Leave out the pictures and reproduce all of the data exactly.

Collected data:
---+---
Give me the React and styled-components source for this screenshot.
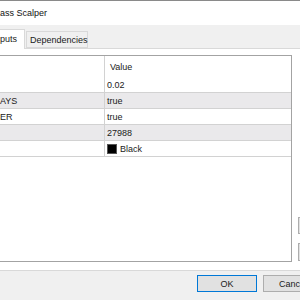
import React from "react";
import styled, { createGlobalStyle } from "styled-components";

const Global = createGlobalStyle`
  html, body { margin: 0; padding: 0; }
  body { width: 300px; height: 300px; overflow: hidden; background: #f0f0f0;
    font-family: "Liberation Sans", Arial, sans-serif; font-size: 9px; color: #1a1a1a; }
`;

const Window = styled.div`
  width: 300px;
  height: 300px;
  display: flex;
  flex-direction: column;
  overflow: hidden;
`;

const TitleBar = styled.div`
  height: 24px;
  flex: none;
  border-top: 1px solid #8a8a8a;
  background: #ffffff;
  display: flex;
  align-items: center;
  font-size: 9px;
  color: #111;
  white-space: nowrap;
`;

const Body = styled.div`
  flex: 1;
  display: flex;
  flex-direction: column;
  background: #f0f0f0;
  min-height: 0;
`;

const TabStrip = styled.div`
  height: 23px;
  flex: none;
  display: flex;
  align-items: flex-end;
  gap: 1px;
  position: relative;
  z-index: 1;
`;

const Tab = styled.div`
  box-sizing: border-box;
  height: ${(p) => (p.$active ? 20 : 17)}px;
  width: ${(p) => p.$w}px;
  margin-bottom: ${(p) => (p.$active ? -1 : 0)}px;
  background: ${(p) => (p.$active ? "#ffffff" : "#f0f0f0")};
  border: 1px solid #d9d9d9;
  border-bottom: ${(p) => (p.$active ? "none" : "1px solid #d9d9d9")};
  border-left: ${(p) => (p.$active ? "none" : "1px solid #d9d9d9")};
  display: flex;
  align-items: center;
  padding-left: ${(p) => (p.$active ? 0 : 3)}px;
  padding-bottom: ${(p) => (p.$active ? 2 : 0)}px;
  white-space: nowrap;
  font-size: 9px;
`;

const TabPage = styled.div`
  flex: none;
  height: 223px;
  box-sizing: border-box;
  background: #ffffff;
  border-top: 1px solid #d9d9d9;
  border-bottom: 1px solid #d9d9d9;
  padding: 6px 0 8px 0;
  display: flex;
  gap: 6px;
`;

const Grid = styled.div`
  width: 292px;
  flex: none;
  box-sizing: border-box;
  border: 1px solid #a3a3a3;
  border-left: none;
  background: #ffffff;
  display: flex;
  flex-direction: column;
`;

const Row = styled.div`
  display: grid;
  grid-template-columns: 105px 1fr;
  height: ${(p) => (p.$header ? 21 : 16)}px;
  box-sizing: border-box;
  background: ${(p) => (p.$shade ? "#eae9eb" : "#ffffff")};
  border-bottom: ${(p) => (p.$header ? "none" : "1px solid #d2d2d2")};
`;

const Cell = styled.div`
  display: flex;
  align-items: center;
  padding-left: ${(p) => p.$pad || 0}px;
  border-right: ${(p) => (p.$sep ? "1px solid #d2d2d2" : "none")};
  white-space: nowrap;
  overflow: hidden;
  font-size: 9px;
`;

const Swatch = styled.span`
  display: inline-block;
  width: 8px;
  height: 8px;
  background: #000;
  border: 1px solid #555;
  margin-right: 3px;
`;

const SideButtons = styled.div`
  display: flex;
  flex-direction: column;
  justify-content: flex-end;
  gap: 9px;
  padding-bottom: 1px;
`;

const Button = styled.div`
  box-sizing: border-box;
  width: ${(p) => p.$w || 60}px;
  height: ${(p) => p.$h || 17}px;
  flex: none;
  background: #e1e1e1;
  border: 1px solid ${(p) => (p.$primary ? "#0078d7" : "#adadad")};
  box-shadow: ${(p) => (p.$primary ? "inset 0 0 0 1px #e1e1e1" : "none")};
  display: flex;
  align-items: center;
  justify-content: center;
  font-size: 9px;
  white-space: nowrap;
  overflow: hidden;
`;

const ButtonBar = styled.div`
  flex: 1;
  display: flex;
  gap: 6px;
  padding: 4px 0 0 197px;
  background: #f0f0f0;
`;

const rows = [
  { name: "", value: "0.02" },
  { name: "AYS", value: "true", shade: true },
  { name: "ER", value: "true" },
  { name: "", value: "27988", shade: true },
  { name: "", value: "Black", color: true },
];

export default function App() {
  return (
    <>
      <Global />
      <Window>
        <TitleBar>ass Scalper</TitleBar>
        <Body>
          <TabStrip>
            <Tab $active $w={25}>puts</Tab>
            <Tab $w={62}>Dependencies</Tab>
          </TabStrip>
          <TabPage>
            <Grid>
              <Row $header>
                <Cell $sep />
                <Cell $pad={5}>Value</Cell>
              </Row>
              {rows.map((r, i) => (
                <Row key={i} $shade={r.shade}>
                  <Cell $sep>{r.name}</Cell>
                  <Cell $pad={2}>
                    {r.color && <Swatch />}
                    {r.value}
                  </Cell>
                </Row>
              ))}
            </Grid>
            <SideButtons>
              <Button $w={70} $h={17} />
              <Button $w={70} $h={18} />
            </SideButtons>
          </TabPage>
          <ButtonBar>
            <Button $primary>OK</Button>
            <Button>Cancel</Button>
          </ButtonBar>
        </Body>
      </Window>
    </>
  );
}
---+---
Final result:
Give me the React and styled-components source for this screenshot.
import React from "react";
import styled, { createGlobalStyle } from "styled-components";

const Global = createGlobalStyle`
  html, body { margin: 0; padding: 0; }
  body { width: 300px; height: 300px; overflow: hidden; background: #f0f0f0;
    font-family: "Liberation Sans", Arial, sans-serif; font-size: 9px; color: #1a1a1a; }
`;

const Window = styled.div`
  width: 300px;
  height: 300px;
  display: flex;
  flex-direction: column;
  overflow: hidden;
`;

const TitleBar = styled.div`
  height: 24px;
  flex: none;
  border-top: 1px solid #8a8a8a;
  background: #ffffff;
  display: flex;
  align-items: center;
  font-size: 9px;
  color: #111;
  white-space: nowrap;
`;

const Body = styled.div`
  flex: 1;
  display: flex;
  flex-direction: column;
  background: #f0f0f0;
  min-height: 0;
`;

const TabStrip = styled.div`
  height: 23px;
  flex: none;
  display: flex;
  align-items: flex-end;
  gap: 1px;
  position: relative;
  z-index: 1;
`;

const Tab = styled.div`
  box-sizing: border-box;
  height: ${(p) => (p.$active ? 20 : 17)}px;
  width: ${(p) => p.$w}px;
  margin-bottom: ${(p) => (p.$active ? -1 : 0)}px;
  background: ${(p) => (p.$active ? "#ffffff" : "#f0f0f0")};
  border: 1px solid #d9d9d9;
  border-bottom: ${(p) => (p.$active ? "none" : "1px solid #d9d9d9")};
  border-left: ${(p) => (p.$active ? "none" : "1px solid #d9d9d9")};
  display: flex;
  align-items: center;
  padding-left: ${(p) => (p.$active ? 0 : 3)}px;
  padding-bottom: ${(p) => (p.$active ? 2 : 0)}px;
  white-space: nowrap;
  font-size: 9px;
`;

const TabPage = styled.div`
  flex: none;
  height: 223px;
  box-sizing: border-box;
  background: #ffffff;
  border-top: 1px solid #d9d9d9;
  border-bottom: 1px solid #d9d9d9;
  padding: 6px 0 8px 0;
  display: flex;
  gap: 6px;
`;

const Grid = styled.div`
  width: 292px;
  flex: none;
  box-sizing: border-box;
  border: 1px solid #a3a3a3;
  border-left: none;
  background: #ffffff;
  display: flex;
  flex-direction: column;
`;

const Row = styled.div`
  display: grid;
  grid-template-columns: 105px 1fr;
  height: ${(p) => (p.$header ? 21 : 16)}px;
  box-sizing: border-box;
  background: ${(p) => (p.$shade ? "#eae9eb" : "#ffffff")};
  border-bottom: ${(p) => (p.$header ? "none" : "1px solid #d2d2d2")};
`;

const Cell = styled.div`
  display: flex;
  align-items: center;
  padding-left: ${(p) => p.$pad || 0}px;
  border-right: ${(p) => (p.$sep ? "1px solid #d2d2d2" : "none")};
  white-space: nowrap;
  overflow: hidden;
  font-size: 9px;
`;

const Swatch = styled.span`
  display: inline-block;
  width: 8px;
  height: 8px;
  background: #000;
  border: 1px solid #555;
  margin-right: 3px;
`;

const SideButtons = styled.div`
  display: flex;
  flex-direction: column;
  justify-content: flex-end;
  gap: 9px;
  padding-bottom: 1px;
`;

const Button = styled.div`
  box-sizing: border-box;
  width: ${(p) => p.$w || 60}px;
  height: ${(p) => p.$h || 17}px;
  flex: none;
  background: #e1e1e1;
  border: 1px solid ${(p) => (p.$primary ? "#0078d7" : "#adadad")};
  box-shadow: ${(p) => (p.$primary ? "inset 0 0 0 1px #e1e1e1" : "none")};
  display: flex;
  align-items: center;
  justify-content: center;
  font-size: 9px;
  white-space: nowrap;
  overflow: hidden;
`;

const ButtonBar = styled.div`
  flex: 1;
  display: flex;
  gap: 6px;
  padding: 4px 0 0 197px;
  background: #f0f0f0;
`;

const rows = [
  { name: "", value: "0.02" },
  { name: "AYS", value: "true", shade: true },
  { name: "ER", value: "true" },
  { name: "", value: "27988", shade: true },
  { name: "", value: "Black", color: true },
];

export default function App() {
  return (
    <>
      <Global />
      <Window>
        <TitleBar>ass Scalper</TitleBar>
        <Body>
          <TabStrip>
            <Tab $active $w={25}>puts</Tab>
            <Tab $w={62}>Dependencies</Tab>
          </TabStrip>
          <TabPage>
            <Grid>
              <Row $header>
                <Cell $sep />
                <Cell $pad={5}>Value</Cell>
              </Row>
              {rows.map((r, i) => (
                <Row key={i} $shade={r.shade}>
                  <Cell $sep>{r.name}</Cell>
                  <Cell $pad={2}>
                    {r.color && <Swatch />}
                    {r.value}
                  </Cell>
                </Row>
              ))}
            </Grid>
            <SideButtons>
              <Button $w={70} $h={17} />
              <Button $w={70} $h={18} />
            </SideButtons>
          </TabPage>
          <ButtonBar>
            <Button $primary>OK</Button>
            <Button>Cancel</Button>
          </ButtonBar>
        </Body>
      </Window>
    </>
  );
}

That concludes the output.